(Pages as source code)
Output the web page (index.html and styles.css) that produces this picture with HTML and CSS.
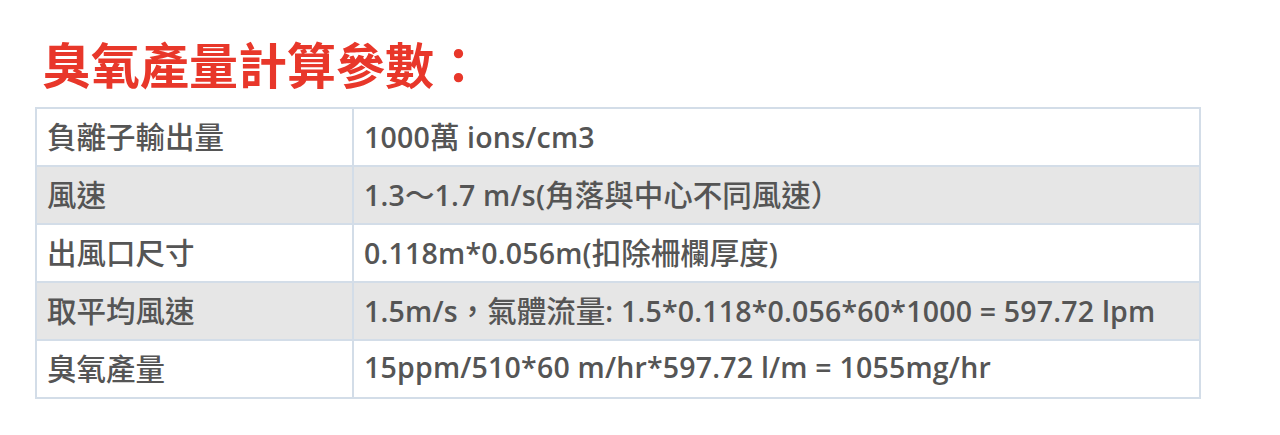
FILE: index.html
```html
<!DOCTYPE html>
<html lang="zh-Hant">
<head>
<meta charset="utf-8">
<link rel="stylesheet" href="styles.css">
</head>
<body>
<div class="page">
  <h2 class="title">臭氧產量計算參數：</h2>
  <table class="params">
    <tr><td class="k">負離子輸出量</td><td>1000<span class="c">萬</span> ions/cm3</td></tr>
    <tr class="alt"><td class="k">風速</td><td>1.3<span class="c">～</span>1.7 m/s(<span class="c">角落與中心不同風速）</span></td></tr>
    <tr><td class="k">出風口尺寸</td><td>0.118m*0.056m(<span class="c">扣除柵欄厚度</span>)</td></tr>
    <tr class="alt"><td class="k">取平均風速</td><td>1.5m/s<span class="c">，氣體流量</span>: 1.5*0.118*0.056*60*1000 = 597.72 lpm</td></tr>
    <tr><td class="k">臭氧產量</td><td>15ppm/510*60 m/hr*597.72 l/m = 1055mg/hr</td></tr>
  </table>
</div>
</body>
</html>
```

FILE: styles.css
```css
html, body {
  margin: 0;
  padding: 0;
  background: #ffffff;
}
.page {
  padding: 36px 0 0 35px;
}
.title {
  margin: 0 0 0 7px;
  font-family: "Noto Sans CJK TC", "Noto Sans", sans-serif;
  font-weight: 700;
  font-size: 49px;
  line-height: 54px;
  color: #e8372a;
  height: 71px;
}
.params {
  border-collapse: collapse;
  width: 1166px;
  font-family: "Open Sans", "Noto Sans CJK TC", sans-serif;
  font-size: 28.5px;
  letter-spacing: 0.2px;
  font-weight: 600;
  color: #555555;
}
.params td {
  border: 2px solid #d3dde8;
  height: 58px;
  padding: 0 0 4px 10px;
  vertical-align: middle;
  box-sizing: border-box;
}
.params td.k {
  width: 317px;
  font-family: "Noto Sans CJK TC", sans-serif;
  font-size: 29.5px;
  letter-spacing: 0;
  font-weight: 500;
}
.params .c {
  font-family: "Noto Sans CJK TC", sans-serif;
  font-size: 29.5px;
  letter-spacing: 0;
  font-weight: 500;
}
.params tr.alt td {
  background: #e6e6e6;
}
```
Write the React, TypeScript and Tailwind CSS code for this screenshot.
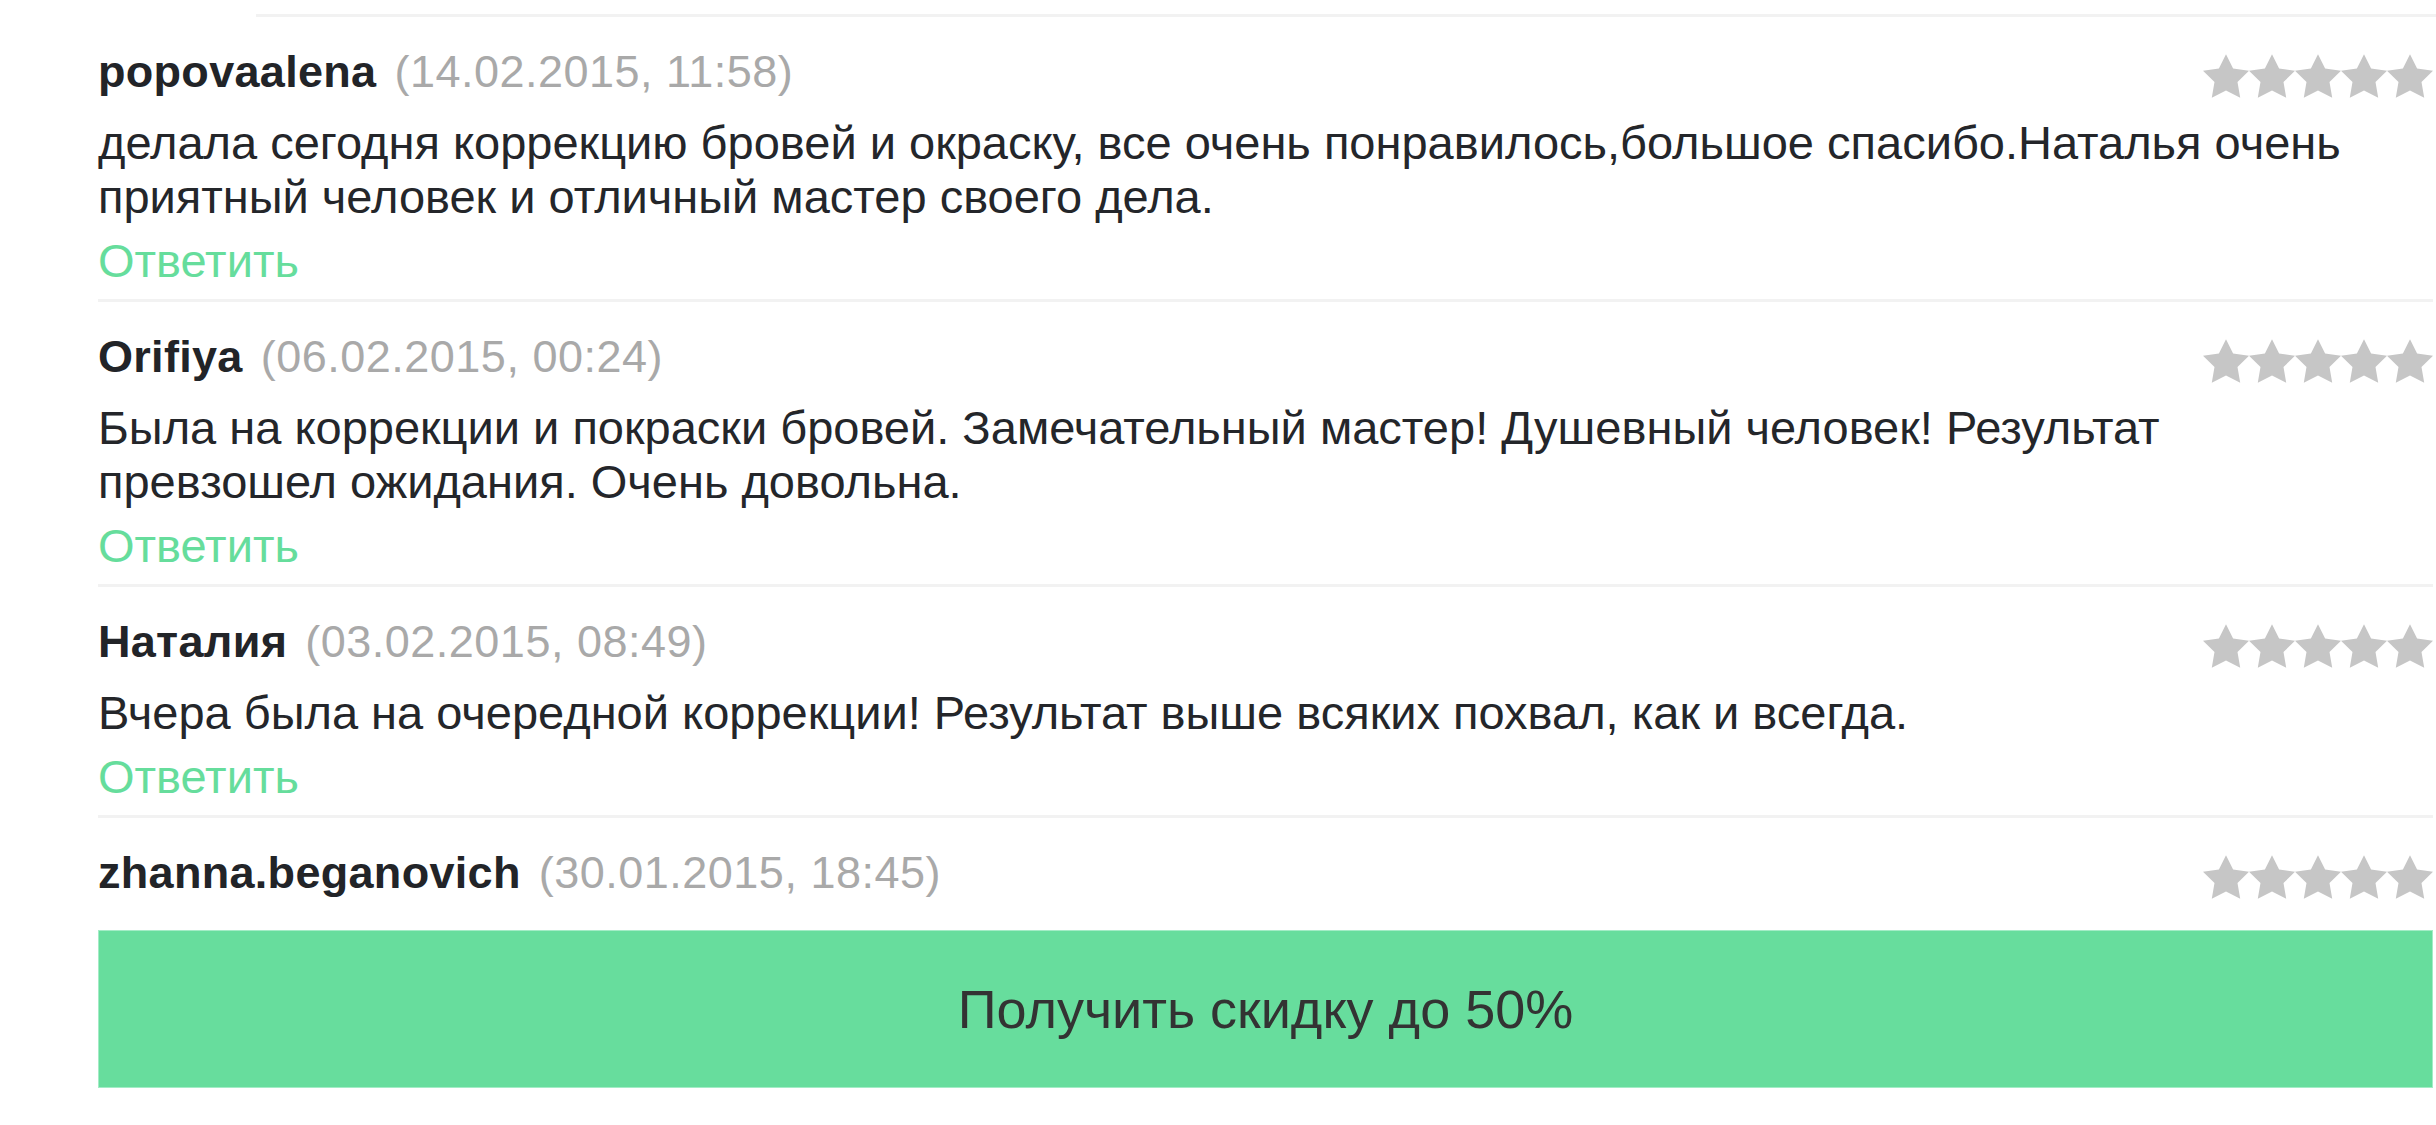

**Task details:**
Omit every picture while copying the listing above exactly.

**Answer to this exercise:**
Output the web page (index.html and styles.css) that produces this picture with HTML and CSS.
FILE: index.html
```html
<!DOCTYPE html>
<html lang="zh-Hant">
<head>
<meta charset="utf-8">
<link rel="stylesheet" href="styles.css">
</head>
<body>
<div class="page">
  <h2 class="title">臭氧產量計算參數：</h2>
  <table class="params">
    <tr><td class="k">負離子輸出量</td><td>1000<span class="c">萬</span> ions/cm3</td></tr>
    <tr class="alt"><td class="k">風速</td><td>1.3<span class="c">～</span>1.7 m/s(<span class="c">角落與中心不同風速）</span></td></tr>
    <tr><td class="k">出風口尺寸</td><td>0.118m*0.056m(<span class="c">扣除柵欄厚度</span>)</td></tr>
    <tr class="alt"><td class="k">取平均風速</td><td>1.5m/s<span class="c">，氣體流量</span>: 1.5*0.118*0.056*60*1000 = 597.72 lpm</td></tr>
    <tr><td class="k">臭氧產量</td><td>15ppm/510*60 m/hr*597.72 l/m = 1055mg/hr</td></tr>
  </table>
</div>
</body>
</html>
```

FILE: styles.css
```css
html, body {
  margin: 0;
  padding: 0;
  background: #ffffff;
}
.page {
  padding: 36px 0 0 35px;
}
.title {
  margin: 0 0 0 7px;
  font-family: "Noto Sans CJK TC", "Noto Sans", sans-serif;
  font-weight: 700;
  font-size: 49px;
  line-height: 54px;
  color: #e8372a;
  height: 71px;
}
.params {
  border-collapse: collapse;
  width: 1166px;
  font-family: "Open Sans", "Noto Sans CJK TC", sans-serif;
  font-size: 28.5px;
  letter-spacing: 0.2px;
  font-weight: 600;
  color: #555555;
}
.params td {
  border: 2px solid #d3dde8;
  height: 58px;
  padding: 0 0 4px 10px;
  vertical-align: middle;
  box-sizing: border-box;
}
.params td.k {
  width: 317px;
  font-family: "Noto Sans CJK TC", sans-serif;
  font-size: 29.5px;
  letter-spacing: 0;
  font-weight: 500;
}
.params .c {
  font-family: "Noto Sans CJK TC", sans-serif;
  font-size: 29.5px;
  letter-spacing: 0;
  font-weight: 500;
}
.params tr.alt td {
  background: #e6e6e6;
}
```
Write the React, TypeScript and Tailwind CSS code for this screenshot.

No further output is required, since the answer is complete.